| The First International Workshop on Data Quality in Collaborative Information Systems was held in conjunction with the 13th International Conference on Database Systems for Advanced Applications, 19-22nd March, 2008, in New Delhi, India. The present volume contains the texts for four accepted papers and two invited papers presented at the workshop, as well as one additional paper presented at the co-located workshop on analysis of high dimensional discrete data.

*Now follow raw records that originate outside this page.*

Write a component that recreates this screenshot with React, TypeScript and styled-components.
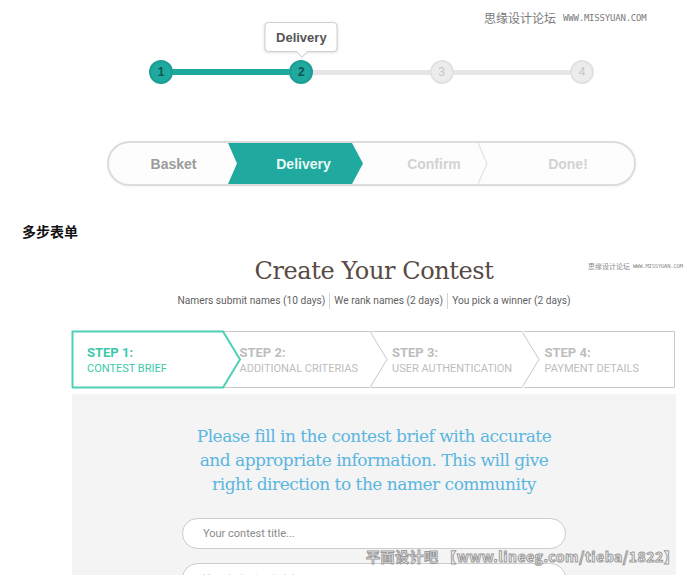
import React from 'react'
import styled, { createGlobalStyle } from 'styled-components'

const GlobalStyle = createGlobalStyle`
  html, body {
    margin: 0;
    padding: 0;
    background: #ffffff;
    overflow: hidden;
  }
  * {
    box-sizing: border-box;
  }
`

const colors = {
  TEAL: '#1fa99f',
  TEAL_DARK: '#0f5550',
  MINT: '#3ec8aa',
  LINE_GREY: '#e6e6e6',
  BORDER_GREY: '#c9c9c9',
  TEXT_GREY: '#bdbdbd',
  BLUE: '#5bb6df',
  BROWN: '#584a44',
}

const Page = styled.div`
  position: relative;
  width: 700px;
  height: 575px;
  overflow: hidden;
  display: flex;
  flex-direction: column;
  font-family: 'Liberation Sans', Arial, sans-serif;

  & > * {
    flex-shrink: 0;
  }
`

const Watermark = styled.div`
  position: absolute;
  top: 12px;
  left: 484px;
  display: flex;
  align-items: center;
  gap: 7px;
  color: #7a7a7a;
  white-space: nowrap;
`

const WatermarkCjk = styled.span<{ $size: number }>`
  font-family: 'Noto Sans CJK SC', sans-serif;
  font-size: ${(p) => p.$size}px;
  line-height: 1;
  white-space: nowrap;
`

const WatermarkUrl = styled.span<{ $size: number }>`
  font-family: 'DejaVu Sans Mono', monospace;
  font-size: ${(p) => p.$size}px;
  line-height: 1;
  letter-spacing: -0.2px;
  white-space: nowrap;
`

const Stepper = styled.div`
  display: flex;
  align-items: center;
  width: 445px;
  margin: 60px 0 0 149px;
`

const Dot = styled.div<{ $done: boolean }>`
  position: relative;
  flex: 0 0 24px;
  height: 24px;
  border-radius: 50%;
  display: flex;
  align-items: center;
  justify-content: center;
  font-size: 12px;
  font-weight: ${(p) => (p.$done ? 700 : 400)};
  background: ${(p) => (p.$done ? colors.TEAL : '#ececec')};
  border: 2px solid ${(p) => (p.$done ? '#1c9d94' : '#e2e2e2')};
  color: ${(p) => (p.$done ? colors.TEAL_DARK : '#c6c6c6')};
`

const Track = styled.div<{ $done: boolean }>`
  flex: 1;
  height: ${(p) => (p.$done ? 6 : 5)}px;
  margin: 0 -2px;
  background: ${(p) => (p.$done ? colors.TEAL : colors.LINE_GREY)};
`

const Tooltip = styled.div`
  position: absolute;
  bottom: calc(100% + 10px);
  left: 50%;
  transform: translateX(-50%);
  width: 73px;
  height: 30px;
  display: flex;
  align-items: center;
  justify-content: center;
  background: #ffffff;
  border: 1px solid #cfcfcf;
  border-radius: 4px;
  box-shadow: 0 1px 3px rgba(0, 0, 0, 0.12);
  color: #555555;
  font-size: 13px;
  font-weight: 700;

  &::after {
    content: '';
    position: absolute;
    left: 50%;
    bottom: -5px;
    width: 8px;
    height: 8px;
    margin-left: -4px;
    background: #ffffff;
    border-right: 1px solid #cfcfcf;
    border-bottom: 1px solid #cfcfcf;
    transform: rotate(45deg);
  }
`

const Crumbs = styled.div`
  display: flex;
  width: 529px;
  height: 45px;
  margin: 57px 0 0 107px;
  border: 2px solid #dcdcdc;
  border-radius: 23px;
  overflow: hidden;
  background: #fdfdfd;
  box-shadow: 0 1px 2px rgba(0, 0, 0, 0.05);
`

const Crumb = styled.div<{ $width: number; $pad: number; $tone: 'done' | 'active' | 'todo' }>`
  position: relative;
  flex: 0 0 ${(p) => p.$width}px;
  display: flex;
  align-items: center;
  justify-content: center;
  padding-left: ${(p) => p.$pad}px;
  font-size: 14px;
  font-weight: 700;
  color: ${(p) => (p.$tone === 'done' ? '#9b9b9b' : p.$tone === 'active' ? '#e8f8f6' : '#d2d2d2')};
  ${(p) =>
    p.$tone === 'active' &&
    `
    background: ${colors.TEAL};
    margin-right: -11px;
    clip-path: polygon(0 0, calc(100% - 11px) 0, 100% 50%, calc(100% - 11px) 100%, 0 100%, 9px 50%);
    z-index: 1;
  `}
`

const CrumbDivider = styled.svg`
  position: absolute;
  top: 0;
  right: -10px;
  width: 10px;
  height: 100%;
`

const SectionTitle = styled.div`
  margin: 36px 0 0 22px;
  font-family: 'Noto Sans CJK SC', sans-serif;
  font-size: 14px;
  font-weight: 700;
  line-height: 18px;
  color: #111111;
`

const Contest = styled.section`
  position: relative;
  width: 604px;
  margin: 15px 0 0 72px;
  display: flex;
  flex-direction: column;
  align-items: center;
`

const SmallMark = styled.div`
  position: absolute;
  top: 8px;
  left: 516px;
  display: flex;
  align-items: center;
  gap: 3px;
  color: #8a8a8a;
  white-space: nowrap;
`

const Title = styled.h1`
  margin: 0;
  font-family: 'DejaVu Serif', serif;
  font-size: 24px;
  font-weight: 400;
  line-height: 32px;
  letter-spacing: -0.4px;
  color: ${colors.BROWN};
`

const Timeline = styled.div`
  display: flex;
  align-items: center;
  margin-top: 6px;
  font-family: Roboto, sans-serif;
  font-size: 10.2px;
  line-height: 16px;
  color: #5f5f5f;
`

const Phase = styled.span<{ $first?: boolean }>`
  padding: 0 4px;
  ${(p) => !p.$first && `border-left: 1px solid #d4d4d4;`}
`

const StepsBar = styled.div`
  display: flex;
  width: 100%;
  height: 57px;
  margin-top: 22px;
`

const Step = styled.div<{ $active: boolean; $pad: number; $index: number }>`
  position: relative;
  flex: 1;
  display: flex;
  flex-direction: column;
  justify-content: center;
  padding: 2px 0 0 ${(p) => p.$pad}px;
  font-family: Roboto, sans-serif;
  color: ${(p) => (p.$active ? colors.MINT : colors.TEXT_GREY)};
  z-index: ${(p) => 10 - p.$index};
`

const StepOutline = styled.svg`
  position: absolute;
  top: 0;
  left: 0;
  overflow: visible;
  pointer-events: none;
`

const StepNumber = styled.div`
  position: relative;
  font-size: 13px;
  font-weight: 700;
  line-height: 16px;
`

const StepName = styled.div`
  position: relative;
  font-size: 11px;
  line-height: 16px;
`

const Panel = styled.div`
  width: 100%;
  margin-top: 6px;
  padding: 30px 0 20px;
  display: flex;
  flex-direction: column;
  align-items: center;
  background: #f4f4f4;
`

const Lead = styled.p`
  margin: 0;
  font-family: 'DejaVu Serif', serif;
  font-size: 17px;
  line-height: 24px;
  letter-spacing: -0.5px;
  text-align: center;
  color: ${colors.BLUE};
`

const Field = styled.div<{ $gap: number }>`
  flex-shrink: 0;
  width: 384px;
  height: 31px;
  margin-top: ${(p) => p.$gap}px;
  display: flex;
  align-items: center;
  padding-left: 20px;
  background: #ffffff;
  border: 1px solid #cccccc;
  border-radius: 16px;
  font-family: Roboto, sans-serif;
  font-size: 11px;
`

const Placeholder = styled.span<{ $tint?: string }>`
  color: ${(p) => p.$tint ?? '#8a8a8a'};
`

const StampMark = styled.div`
  position: absolute;
  left: 366px;
  top: 546px;
  font-family: 'Noto Sans CJK SC', 'DejaVu Sans', sans-serif;
  font-size: 14px;
  font-weight: 700;
  letter-spacing: 0.5px;
  color: #ffffff;
  -webkit-text-stroke: 1px #9a9a9a;
  white-space: nowrap;
`

const crumbs = [
  { label: 'Basket', width: 119, pad: 10, tone: 'done' as const },
  { label: 'Delivery', width: 135, pad: 16, tone: 'active' as const },
  { label: 'Confirm', width: 126, pad: 38, tone: 'todo' as const, divider: true },
  { label: 'Done!', width: 156, pad: 24, tone: 'todo' as const },
]

const steps = [
  { number: 'STEP 1:', name: 'CONTEST BRIEF' },
  { number: 'STEP 2:', name: 'ADDITIONAL CRITERIAS' },
  { number: 'STEP 3:', name: 'USER AUTHENTICATION' },
  { number: 'STEP 4:', name: 'PAYMENT DETAILS' },
]

const STEP_W = 151
const STEP_H = 57
const TIP = 17

const outline = (index: number, last: boolean) => {
  const left = index === 0 ? `M0.5,${STEP_H - 0.5} L0.5,0.5` : `M0,0.5`
  if (last) return `M0,0.5 L${STEP_W - 0.5},0.5 L${STEP_W - 0.5},${STEP_H - 0.5} L0,${STEP_H - 0.5}`
  return `${left} L${STEP_W},0.5 L${STEP_W + TIP},${STEP_H / 2} L${STEP_W},${STEP_H - 0.5} L0,${STEP_H - 0.5}`
}

const App: React.FC = () => {
  return (
    <Page>
      <GlobalStyle />
      <Watermark>
        <WatermarkCjk $size={12}>思缘设计论坛</WatermarkCjk>
        <WatermarkUrl $size={9}>WWW.MISSYUAN.COM</WatermarkUrl>
      </Watermark>

      <Stepper>
        <Dot $done>1</Dot>
        <Track $done />
        <Dot $done>
          2<Tooltip>Delivery</Tooltip>
        </Dot>
        <Track $done={false} />
        <Dot $done={false}>3</Dot>
        <Track $done={false} />
        <Dot $done={false}>4</Dot>
      </Stepper>

      <Crumbs>
        {crumbs.map((c) => (
          <Crumb key={c.label} $width={c.width} $pad={c.pad} $tone={c.tone}>
            {c.label}
            {c.divider && (
              <CrumbDivider viewBox='0 0 10 41' preserveAspectRatio='none'>
                <polyline points='0,0 9,20.5 0,41' fill='none' stroke='#e2e2e2' strokeWidth='1.2' />
              </CrumbDivider>
            )}
          </Crumb>
        ))}
      </Crumbs>

      <SectionTitle>多步表单</SectionTitle>

      <Contest>
        <SmallMark>
          <WatermarkCjk $size={7}>思缘设计论坛</WatermarkCjk>
          <WatermarkUrl $size={5.5}>WWW.MISSYUAN.COM</WatermarkUrl>
        </SmallMark>
        <Title>Create Your Contest</Title>
        <Timeline>
          <Phase $first>Namers submit names (10 days)</Phase>
          <Phase>We rank names (2 days)</Phase>
          <Phase>You pick a winner (2 days)</Phase>
        </Timeline>

        <StepsBar>
          {steps.map((s, i) => (
            <Step key={s.number} $active={i === 0} $pad={i === 0 ? 15 : 21} $index={i}>
              <StepOutline width={STEP_W} height={STEP_H}>
                <path
                  d={outline(i, i === steps.length - 1)}
                  fill={i === 0 ? '#ffffff' : 'none'}
                  stroke={i === 0 ? '#4fd0b6' : colors.BORDER_GREY}
                  strokeWidth={i === 0 ? 2 : 1}
                />
              </StepOutline>
              <StepNumber>{s.number}</StepNumber>
              <StepName>{s.name}</StepName>
            </Step>
          ))}
        </StepsBar>

        <Panel>
          <Lead>
            Please fill in the contest brief with accurate
            <br />
            and appropriate information. This will give
            <br />
            right direction to the namer community
          </Lead>
          <Field $gap={22}>
            <Placeholder>Your contest title...</Placeholder>
          </Field>
          <Field $gap={14}>
            <Placeholder $tint='#a9d7ee'>Your industry / niche...</Placeholder>
          </Field>
        </Panel>
      </Contest>

      <StampMark>平面设计吧 【www.lineeg.com/tieba/1822】</StampMark>
    </Page>
  )
}

export default App
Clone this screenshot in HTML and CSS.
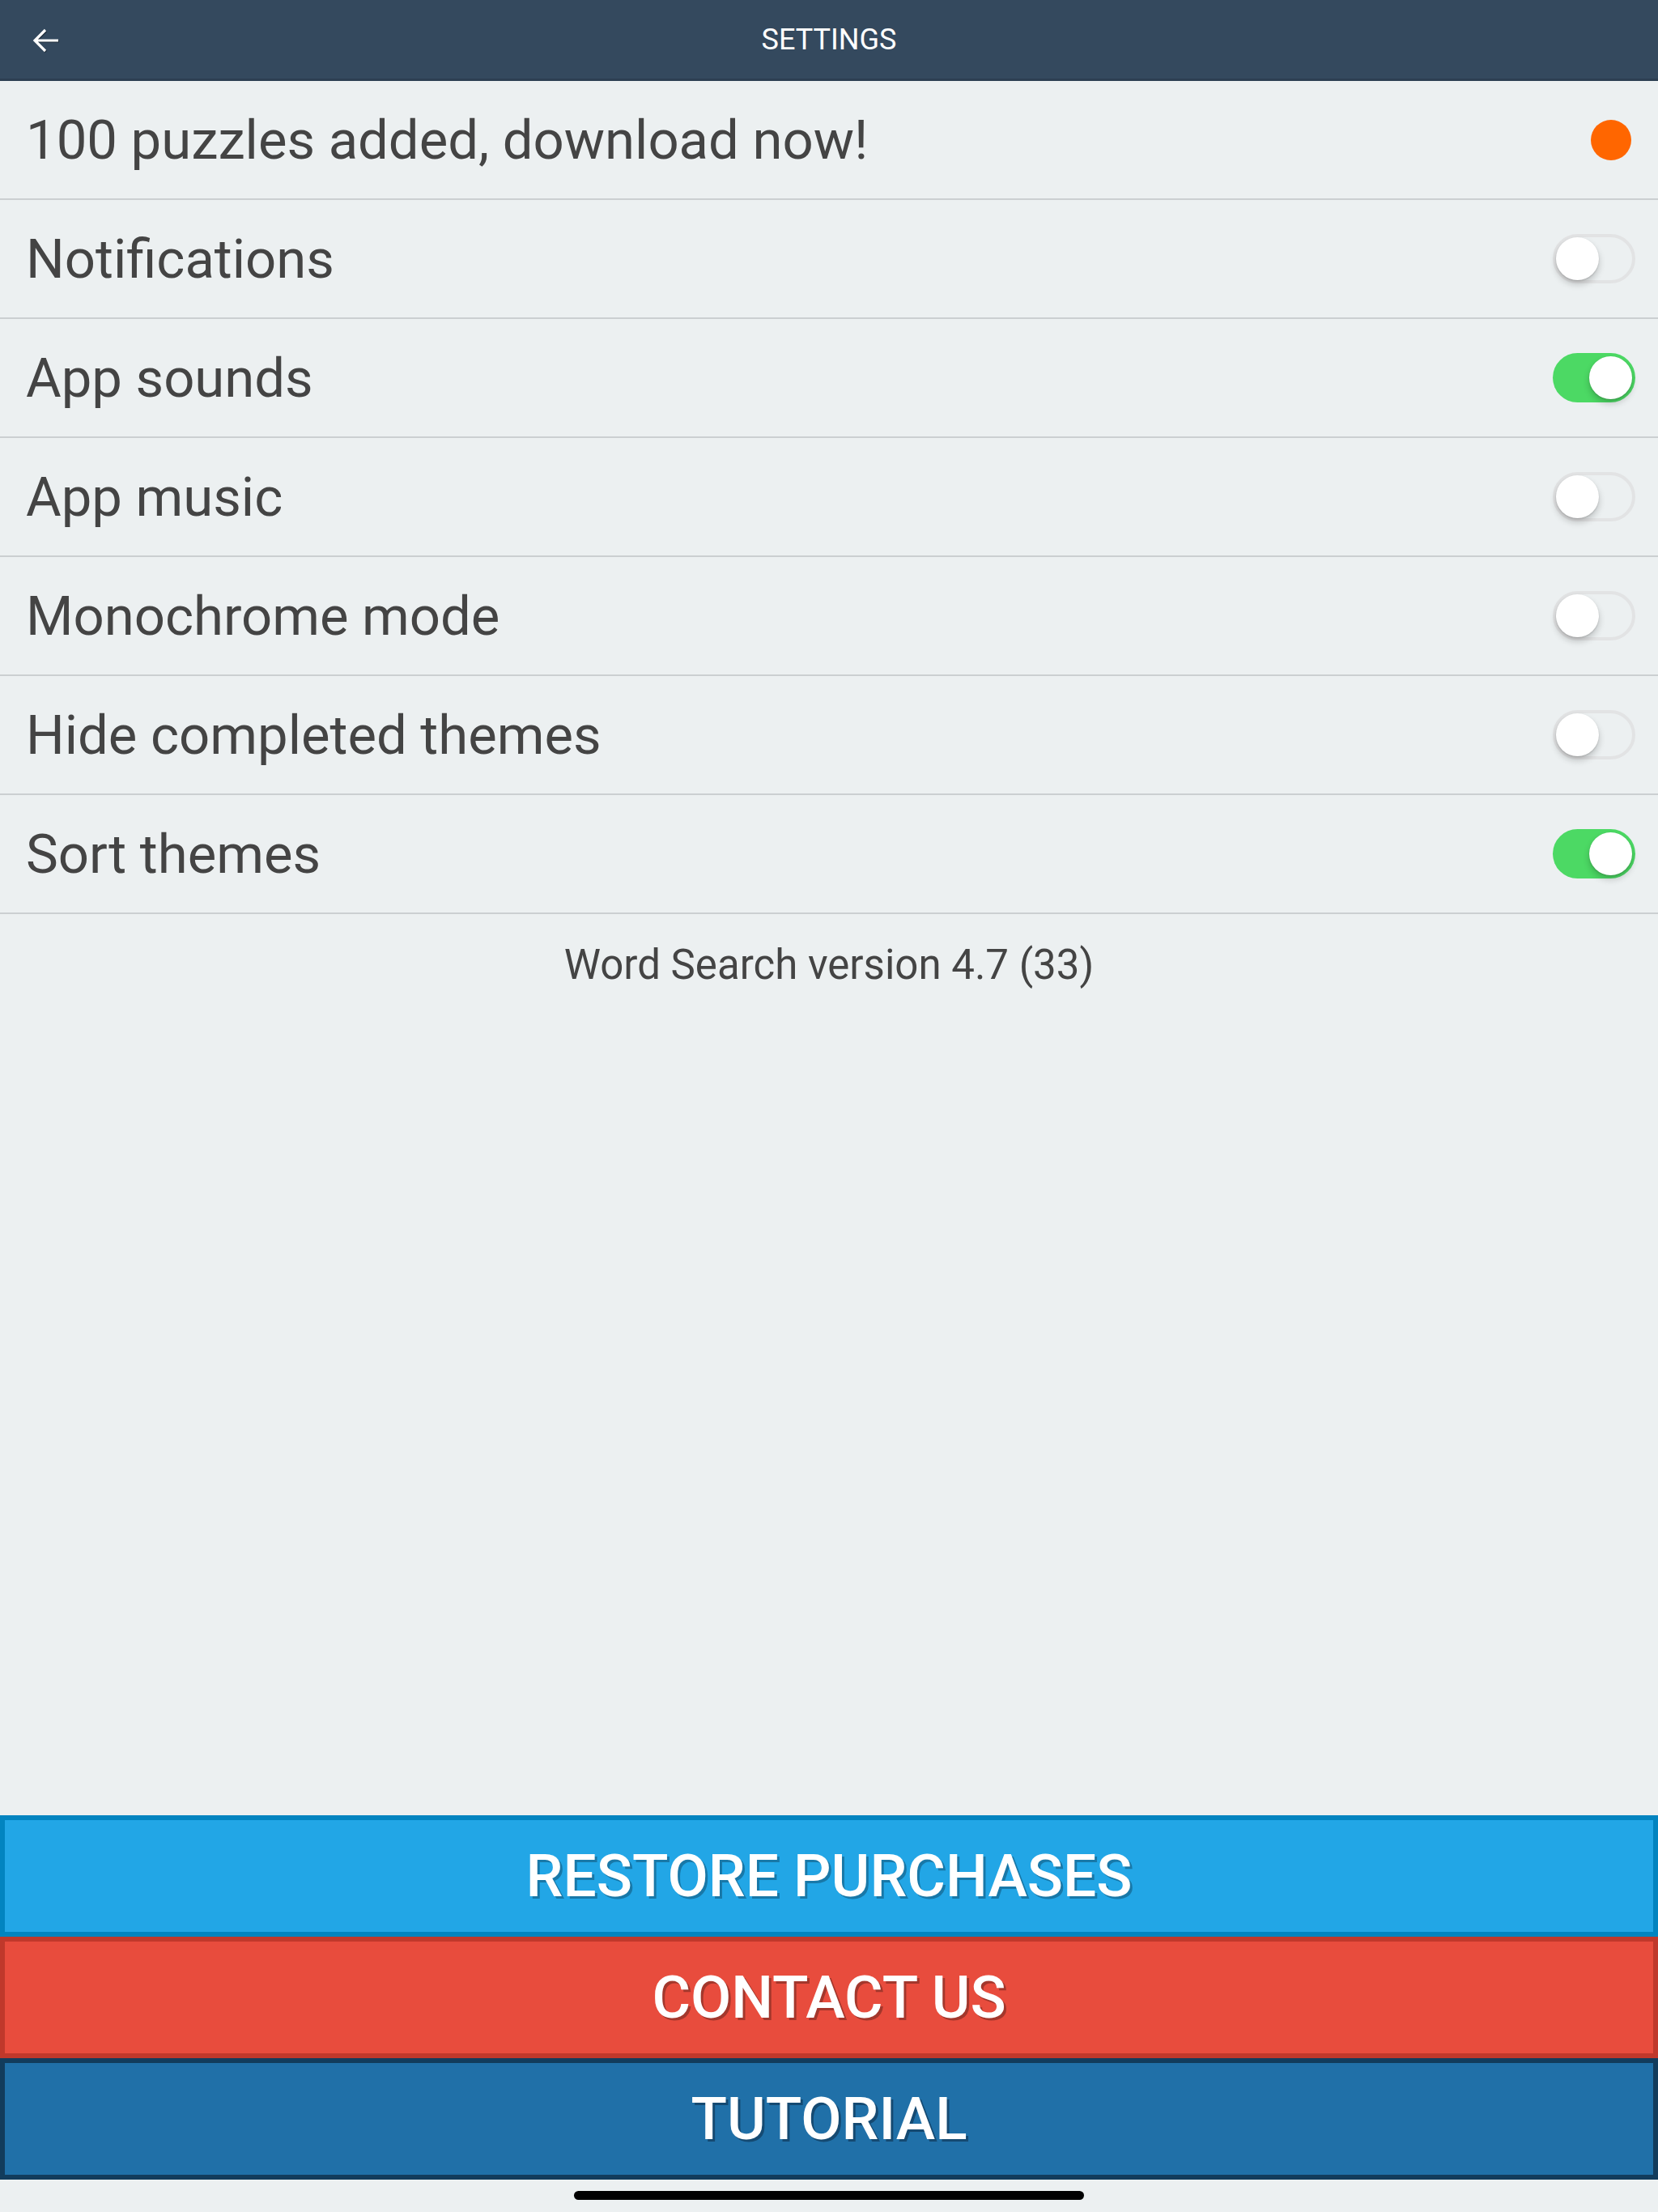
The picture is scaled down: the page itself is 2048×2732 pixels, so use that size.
FILE: index.html
```html
<!DOCTYPE html>
<html lang="en">

    <head>
        <meta charset="UTF-8">
        <meta name="viewport" content="width=device-width, initial-scale=1.0">
        <title>Settings</title>
        <link rel="stylesheet" href="styles.css">
    </head>

    <body>
        <div class="screen">
            <header class="topbar">
                <a class="back" href="#">
                    <svg width="34" height="32" viewBox="0 0 34 32">
                        <path d="M32 16H4M16 3L3 16l13 13" fill="none" stroke="#fff" stroke-width="3.2" />
                    </svg>
                </a>
                <span class="title">SETTINGS</span>
            </header>

            <ul class="settings">
                <li class="row">
                    <span>100 puzzles added, download now!</span>
                    <span class="dot"></span>
                </li>
                <li class="row">
                    <span>Notifications</span>
                    <span class="toggle"></span>
                </li>
                <li class="row">
                    <span>App sounds</span>
                    <span class="toggle on"></span>
                </li>
                <li class="row">
                    <span>App music</span>
                    <span class="toggle"></span>
                </li>
                <li class="row">
                    <span>Monochrome mode</span>
                    <span class="toggle"></span>
                </li>
                <li class="row">
                    <span>Hide completed themes</span>
                    <span class="toggle"></span>
                </li>
                <li class="row">
                    <span>Sort themes</span>
                    <span class="toggle on"></span>
                </li>
            </ul>

            <p class="version">Word Search version 4.7 (33)</p>

            <div class="actions">
                <button class="btn restore">RESTORE PURCHASES</button>
                <button class="btn contact">CONTACT US</button>
                <button class="btn tutorial">TUTORIAL</button>
            </div>

            <div class="home-bar"><span></span></div>
        </div>
    </body>

</html>
```

FILE: styles.css
```css
:root {
    --header-bg: #34495e;
    --page-bg: #ecf0f1;
    --text-color: #444444;
    --line-color: #cbcfd1;
    --green: #4cd964;
}

*,
*::before,
*::after {
    box-sizing: border-box;
}

body {
    margin: 0;
    font-family: Roboto, "Liberation Sans", sans-serif;
    background: var(--page-bg);
    color: var(--text-color);
}

.screen {
    display: flex;
    flex-direction: column;
    height: 2732px;
}

/* top bar */
.topbar {
    position: relative;
    height: 100px;
    background: var(--header-bg);
    display: flex;
    align-items: center;
    justify-content: center;
    box-shadow: inset 0 -13px 0 -10px #2d3f52;
}

.back {
    position: absolute;
    left: 40px;
    top: 34px;
    display: flex;
    filter: drop-shadow(1px 1px 0 rgba(0, 0, 0, 0.35));
}

.title {
    color: white;
    font-size: 36px;
    margin-bottom: 2px;
}

/* list of settings */
.settings {
    list-style: none;
    margin: 0;
    padding: 0;
}

.row {
    height: 147px;
    display: flex;
    align-items: center;
    justify-content: space-between;
    padding: 0 28px 0 32px;
    border-bottom: 2px solid var(--line-color);
    font-size: 67px;
}

.dot {
    width: 50px;
    height: 50px;
    margin-right: 5px;
    border-radius: 50%;
    background: #ff6600;
}

.toggle {
    position: relative;
    width: 102px;
    height: 61px;
    border-radius: 31px;
    border: 4px solid #e2e3e4;
    background: transparent;
}

.toggle::after {
    content: "";
    position: absolute;
    left: 0;
    top: 0;
    width: 53px;
    height: 53px;
    border-radius: 50%;
    background: white;
    box-shadow: 0 5px 8px rgba(0, 0, 0, 0.2), 0 1px 2px rgba(0, 0, 0, 0.15);
}

.toggle.on {
    border: none;
    background: var(--green);
}

.toggle.on::after {
    left: auto;
    right: 4px;
    top: 4px;
}

.version {
    margin: 33px 0 0;
    text-align: center;
    font-size: 51px;
}

/* bottom buttons */
.actions {
    margin-top: auto;
    display: flex;
    flex-direction: column;
}

.btn {
    height: 150px;
    border: 6px solid;
    color: white;
    font-family: Roboto, "Liberation Sans", sans-serif;
    font-size: 73px;
    font-weight: 500;
    cursor: pointer;
}

.restore {
    background: #22a6e6;
    border-color: #0284c0;
    text-shadow: 3px 3px 0 #1878a8;
}

.contact {
    background: #e84c3d;
    border-color: #c0382b;
    text-shadow: 3px 3px 0 #a3372c;
}

.tutorial {
    background: #2070a8;
    border-color: #123c5c;
    text-shadow: 3px 3px 0 #154a72;
}

.home-bar {
    height: 40px;
    display: flex;
    justify-content: center;
    padding-top: 14px;
}

.home-bar span {
    width: 630px;
    height: 11px;
    border-radius: 6px;
    background: black;
}
```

Poor data quality is known to compromise the credibility and efficiency of commercial as well as public endeavours. Several developments from industry as well as academia have contributed significantly towards addressing the problem. These typically include analysts and practitioners who have contributed to the design of strategies and methodologies for data governance; solution architects including software vendors who have contributed towards appropriate system architectures that promote data integration and; and data experts who have contributed to data quality problems such as duplicate detection, identification of outliers, consistency checking and many more through the use of computational techniques. The attainment of true data quality lies at the convergence of the three aspects, namely organizational, architectural and computational.
At the same time, importance of managing data quality has increased manifold in today’s global information sharing environments, as the diversity of sources, formats and volume of data grows. In this workshop we target data quality in the light of collaborative information systems where data creation and ownership is increasingly difficult to establish. Collaborative settings are evident in enterprise systems, where partner/customer data may pollute enterprise data bases raising the need for data source attribution, as well as in scientific applications, where data lineage across long running collaborative scientific processes needs to be established. Collaborative settings thus warrant a pipeline of data quality methods and techniques that commence with (source) data assessment, data cleansing, methods for sustained quality, integration and linkage, and eventually ability for audit and attribution. |